» Exercise description
Examine the entries and show every line in which the word "TypeScript" is found.

» Task input
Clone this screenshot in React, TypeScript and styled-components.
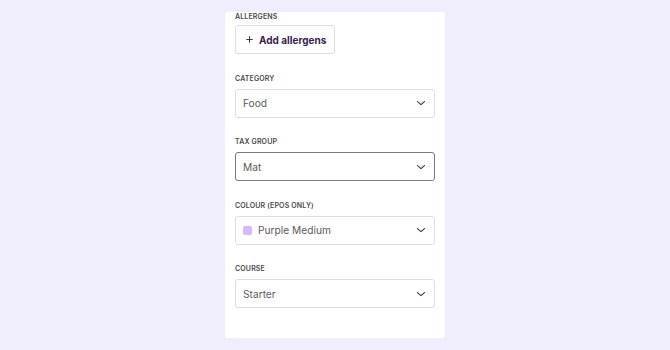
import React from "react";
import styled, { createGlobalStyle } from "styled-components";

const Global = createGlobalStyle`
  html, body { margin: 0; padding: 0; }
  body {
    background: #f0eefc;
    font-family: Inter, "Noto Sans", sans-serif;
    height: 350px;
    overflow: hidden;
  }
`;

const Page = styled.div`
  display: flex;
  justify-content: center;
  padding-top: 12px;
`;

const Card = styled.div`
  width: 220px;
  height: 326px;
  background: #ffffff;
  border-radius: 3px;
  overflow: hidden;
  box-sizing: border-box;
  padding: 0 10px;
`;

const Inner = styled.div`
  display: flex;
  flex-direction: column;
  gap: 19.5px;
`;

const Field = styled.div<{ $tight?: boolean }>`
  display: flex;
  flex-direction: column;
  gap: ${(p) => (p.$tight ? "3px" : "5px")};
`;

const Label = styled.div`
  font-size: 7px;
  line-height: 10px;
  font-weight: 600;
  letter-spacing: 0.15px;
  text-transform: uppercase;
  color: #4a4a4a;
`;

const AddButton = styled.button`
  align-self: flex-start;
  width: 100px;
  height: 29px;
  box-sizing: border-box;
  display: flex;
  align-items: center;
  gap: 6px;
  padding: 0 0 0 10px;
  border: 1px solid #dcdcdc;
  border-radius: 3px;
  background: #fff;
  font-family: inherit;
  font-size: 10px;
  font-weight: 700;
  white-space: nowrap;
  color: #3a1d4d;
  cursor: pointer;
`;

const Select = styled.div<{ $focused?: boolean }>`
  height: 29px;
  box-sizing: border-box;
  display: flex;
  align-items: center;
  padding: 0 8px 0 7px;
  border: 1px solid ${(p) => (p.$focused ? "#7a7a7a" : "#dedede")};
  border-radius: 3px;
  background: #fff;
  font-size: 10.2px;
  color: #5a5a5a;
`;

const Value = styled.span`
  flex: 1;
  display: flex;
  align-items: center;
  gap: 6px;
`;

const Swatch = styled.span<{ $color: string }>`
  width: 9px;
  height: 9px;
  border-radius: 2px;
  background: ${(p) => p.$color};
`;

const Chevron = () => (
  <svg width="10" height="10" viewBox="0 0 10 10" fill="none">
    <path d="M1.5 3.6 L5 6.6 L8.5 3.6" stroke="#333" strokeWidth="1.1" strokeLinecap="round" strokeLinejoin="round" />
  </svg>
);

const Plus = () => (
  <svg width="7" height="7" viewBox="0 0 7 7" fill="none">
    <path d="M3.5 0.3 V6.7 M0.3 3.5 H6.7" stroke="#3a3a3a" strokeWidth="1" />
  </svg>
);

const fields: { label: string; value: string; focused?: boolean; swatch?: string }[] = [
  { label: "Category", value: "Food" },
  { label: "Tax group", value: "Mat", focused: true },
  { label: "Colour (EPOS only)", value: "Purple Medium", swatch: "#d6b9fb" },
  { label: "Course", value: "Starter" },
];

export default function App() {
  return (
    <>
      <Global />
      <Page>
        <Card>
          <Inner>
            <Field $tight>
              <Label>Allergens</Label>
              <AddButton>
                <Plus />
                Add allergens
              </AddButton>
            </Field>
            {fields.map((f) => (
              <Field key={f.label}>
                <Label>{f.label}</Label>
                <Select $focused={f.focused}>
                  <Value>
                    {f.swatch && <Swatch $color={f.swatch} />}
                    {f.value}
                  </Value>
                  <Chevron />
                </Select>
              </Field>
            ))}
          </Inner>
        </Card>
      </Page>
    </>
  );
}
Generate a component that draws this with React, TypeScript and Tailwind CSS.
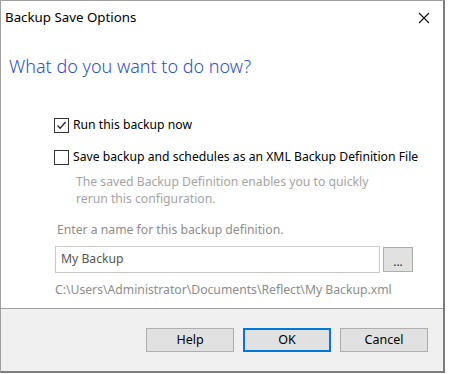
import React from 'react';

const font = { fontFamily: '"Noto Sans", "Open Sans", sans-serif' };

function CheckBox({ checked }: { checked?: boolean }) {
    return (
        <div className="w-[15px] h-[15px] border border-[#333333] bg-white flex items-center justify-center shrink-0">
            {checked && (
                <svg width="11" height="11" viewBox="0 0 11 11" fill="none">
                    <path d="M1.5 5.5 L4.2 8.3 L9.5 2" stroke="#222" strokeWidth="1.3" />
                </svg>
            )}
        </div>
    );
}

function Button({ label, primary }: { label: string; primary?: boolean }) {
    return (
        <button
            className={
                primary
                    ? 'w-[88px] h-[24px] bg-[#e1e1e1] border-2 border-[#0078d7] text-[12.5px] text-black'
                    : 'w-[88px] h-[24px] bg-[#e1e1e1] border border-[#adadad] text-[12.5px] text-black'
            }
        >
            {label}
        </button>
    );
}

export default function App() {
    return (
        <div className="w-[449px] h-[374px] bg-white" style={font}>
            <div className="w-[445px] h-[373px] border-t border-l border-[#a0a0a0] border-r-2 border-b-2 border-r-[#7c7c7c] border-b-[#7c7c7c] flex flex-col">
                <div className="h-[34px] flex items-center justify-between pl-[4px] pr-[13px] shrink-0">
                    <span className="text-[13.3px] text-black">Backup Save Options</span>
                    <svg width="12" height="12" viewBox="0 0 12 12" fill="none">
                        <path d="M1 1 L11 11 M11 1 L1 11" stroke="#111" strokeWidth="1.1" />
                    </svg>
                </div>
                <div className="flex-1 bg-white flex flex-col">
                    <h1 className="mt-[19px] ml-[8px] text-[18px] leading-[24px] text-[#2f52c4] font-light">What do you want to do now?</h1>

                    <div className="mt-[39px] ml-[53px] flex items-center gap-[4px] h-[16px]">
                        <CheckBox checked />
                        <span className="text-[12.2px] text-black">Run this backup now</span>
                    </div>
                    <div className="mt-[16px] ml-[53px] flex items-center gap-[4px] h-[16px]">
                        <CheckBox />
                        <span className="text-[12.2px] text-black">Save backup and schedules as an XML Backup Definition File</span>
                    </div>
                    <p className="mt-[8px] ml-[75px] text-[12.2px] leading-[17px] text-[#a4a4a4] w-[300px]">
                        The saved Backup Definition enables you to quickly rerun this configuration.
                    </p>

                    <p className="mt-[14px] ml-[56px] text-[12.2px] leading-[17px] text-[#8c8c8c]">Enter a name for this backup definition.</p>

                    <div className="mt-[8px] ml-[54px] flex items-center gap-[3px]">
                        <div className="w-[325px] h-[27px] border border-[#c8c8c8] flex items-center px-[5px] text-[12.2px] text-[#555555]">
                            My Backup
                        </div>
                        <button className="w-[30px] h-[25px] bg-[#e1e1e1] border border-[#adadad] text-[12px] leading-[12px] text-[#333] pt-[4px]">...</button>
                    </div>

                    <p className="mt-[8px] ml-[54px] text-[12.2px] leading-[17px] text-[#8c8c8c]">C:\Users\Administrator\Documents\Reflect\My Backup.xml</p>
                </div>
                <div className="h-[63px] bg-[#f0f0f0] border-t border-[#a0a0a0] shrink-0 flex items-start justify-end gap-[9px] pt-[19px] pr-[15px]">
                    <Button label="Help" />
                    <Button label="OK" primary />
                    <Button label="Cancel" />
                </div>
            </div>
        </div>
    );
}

» Complete response
Clone this screenshot in React, TypeScript and styled-components.
Generate a component that draws this with React, TypeScript and Tailwind CSS.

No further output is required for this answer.